Franz von Baader (1765-1841)

How those French terms came to be used in English in those contexts, I'm not exactly sure. I did recently come across a article that claimed to identify the writer who seems to have introduced at least the term "proletariat" into German. The article is by Ernst Benz, "Franz von Baaders Gedanken über den 'Proletair'" Zeitschrift für Religions- und Geistesgeschichte 2/1948. Benedikt Franz Xaver von Baader (1765-1841) was a conservative, religious-minded Catholic philosopher. Lenz calls him the first social theorist from the German lands who occupied himself with the "social problem" of the new industrial working class. His political activity largely consisted of advice to monarchist regimes and to the Churches to come up with ameliorative reforms based on Christian principles before the workers came to prefer a non-religious, materialist revolutionary approach.

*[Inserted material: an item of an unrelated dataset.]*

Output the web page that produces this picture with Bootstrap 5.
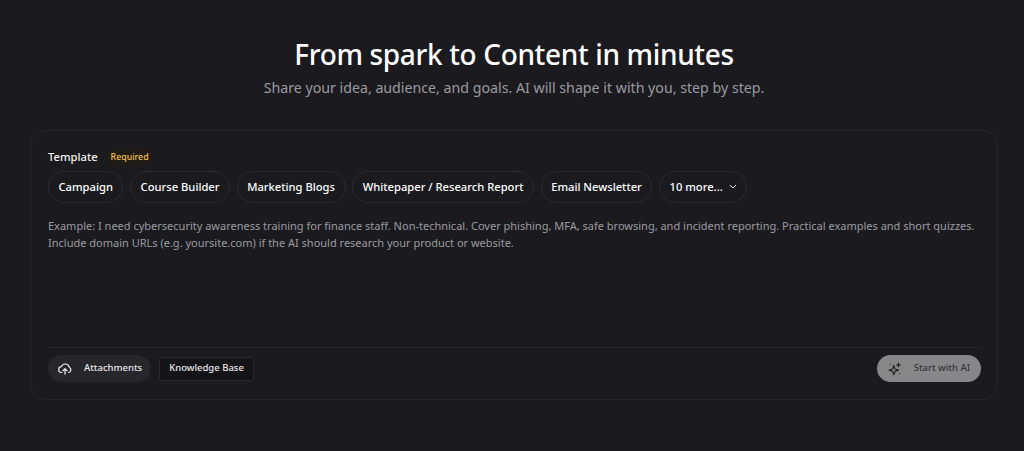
<!DOCTYPE html>
<html lang="en">
<head>
    <meta charset="UTF-8">
    <title>From spark to Content</title>
    <link href="https://cdn.jsdelivr.net/npm/bootstrap@5.3.3/dist/css/bootstrap.min.css" rel="stylesheet">
    <script src="https://cdn.jsdelivr.net/npm/bootstrap@5.3.3/dist/js/bootstrap.bundle.min.js"></script>
    <style>
        body {
            background: #1a1a1f;
            font-family: "Noto Sans", sans-serif;
            height: 451px;
            overflow: hidden;
        }

        .page-wrap {
            padding: 36px 26px 0 30px;
        }

        .hero-title {
            font-size: 28px;
            line-height: 36px;
            font-weight: 500;
            letter-spacing: -.35px;
            color: #fff;
            margin: 0 0 4px;
        }

        .hero-sub {
            font-size: 14.2px;
            line-height: 24px;
            color: #9a9aa0;
            margin: 0 0 30px;
        }

        .prompt-box {
            height: 270px;
            border: 1px solid #26262b;
            border-radius: 16px;
            padding: 17px 16px 17px 17px;
        }

        .field-label {
            font-size: 11.2px;
            line-height: 18px;
            font-weight: 500;
            color: #f2f2f2;
        }

        .required-tag {
            font-size: 8.8px;
            line-height: 14px;
            font-weight: 500;
            color: #f0c050;
            background: #211b16;
            border-radius: 8px;
            padding: 1px 4px;
            margin-left: 9px;
        }

        .chip-row {
            margin-top: 5px;
            gap: 6.7px;
        }

        .chip-btn {
            height: 32px;
            border: 1px solid #2a2a2f;
            border-radius: 16px;
            padding: 0 9.5px;
            font-size: 11.2px;
            font-weight: 500;
            color: #fff;
            background: transparent;
        }

        .chip-more {
            gap: 6px;
        }

        .prompt-text {
            font-size: 11px;
            line-height: 17px;
            color: #9a9aa0;
            margin: 14px 0 0;
            height: 130px;
        }

        .tool-bar {
            border-top: 1px solid #26262b;
            padding-top: 7px;
        }

        .attach-btn {
            height: 27px;
            border: 0;
            border-radius: 14px;
            background: #26262b;
            color: #e8e8e8;
            font-size: 9.5px;
            font-weight: 500;
            padding: 0 9px 0 10px;
        }

        .kb-btn {
            height: 24px;
            border: 1px solid #2a2a2f;
            border-radius: 2px;
            background: #141418;
            color: #e8e8e8;
            font-size: 9.5px;
            font-weight: 500;
            padding: 0 9px;
        }

        .start-btn {
            height: 27px;
            border: 0;
            border-radius: 14px;
            background: #87878a;
            color: #333336;
            font-size: 9.5px;
            font-weight: 500;
            padding: 0 11px;
        }
    </style>
</head>
<body>

<div class="page-wrap">
    <div class="text-center">
        <h1 class="hero-title">From spark to Content in minutes</h1>
        <p class="hero-sub">Share your idea, audience, and goals. AI will shape it with you, step by step.</p>
    </div>

    <div class="prompt-box">
        <div class="d-flex align-items-center">
            <span class="field-label">Template</span>
            <span class="required-tag">Required</span>
        </div>
        <div class="chip-row d-flex">
            <button type="button" class="chip-btn">Campaign</button>
            <button type="button" class="chip-btn">Course Builder</button>
            <button type="button" class="chip-btn">Marketing Blogs</button>
            <button type="button" class="chip-btn">Whitepaper / Research Report</button>
            <button type="button" class="chip-btn">Email Newsletter</button>
            <button type="button" class="chip-btn chip-more d-flex align-items-center">10 more...
                <svg width="8" height="8" viewBox="0 0 8 8" fill="none" stroke="#e0e0e0" stroke-width="1"><path d="M1 2 4 5 7 2"/></svg>
            </button>
        </div>
        <p class="prompt-text">Example: I need cybersecurity awareness training for finance staff. Non-technical. Cover phishing, MFA, safe browsing, and incident reporting. Practical examples and short quizzes. Include domain URLs (e.g. yoursite.com) if the AI should research your product or website.</p>
        <div class="tool-bar d-flex align-items-center justify-content-between">
            <div class="d-flex align-items-center gap-2">
                <button type="button" class="attach-btn d-flex align-items-center">
                    <svg class="me-2" width="14" height="14" viewBox="0 0 24 24" fill="none" stroke="#f0f0f0" stroke-width="2" stroke-linecap="round" stroke-linejoin="round"><path d="M6.5 18A5 5 0 0 1 6 8a7 7 0 0 1 13.5 1.5A4.5 4.5 0 0 1 18 18"/><path d="M12 21v-9M8.5 15 12 11.5 15.5 15"/></svg>
                    <span class="ms-1">Attachments</span>
                </button>
                <button type="button" class="kb-btn">Knowledge Base</button>
            </div>
            <button type="button" class="start-btn d-flex align-items-center">
                <svg class="me-2" width="14" height="14" viewBox="0 0 24 24" fill="none" stroke="#222225" stroke-width="2" stroke-linejoin="round" stroke-linecap="round"><path d="M10 6 12 12 18 14 12 16 10 22 8 16 2 14 8 12Z"/><path d="M18 2v6M15 5h6M4 4v.01M20 20v.01"/></svg>
                <span class="ms-1">Start with AI</span>
            </button>
        </div>
    </div>
</div>

</body>
</html>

The article by which Benz says Von Baader introduced the term "proletarian" into German (in the form "Proletair") was published in 1833; as Benz notes, this was 15 years before the Communist Manifesto appeared.

Based on his observations of the French Revolution of 1830 and also of conditions among the workers of England, Von Baader concluded like Marx and Engels that the new working class would produce not only a political but a social revolution if trends continued as they were. But he was terrified of the prospect and wanted urgently to head it off, instead of welcoming it and attempting to push it along. Benz in that article discusses several ways in which Von Baader's analysis of the social situation in Europe anticipated that of Marx in coming years, a reminder of how many of these ideas were "in the air" during that period.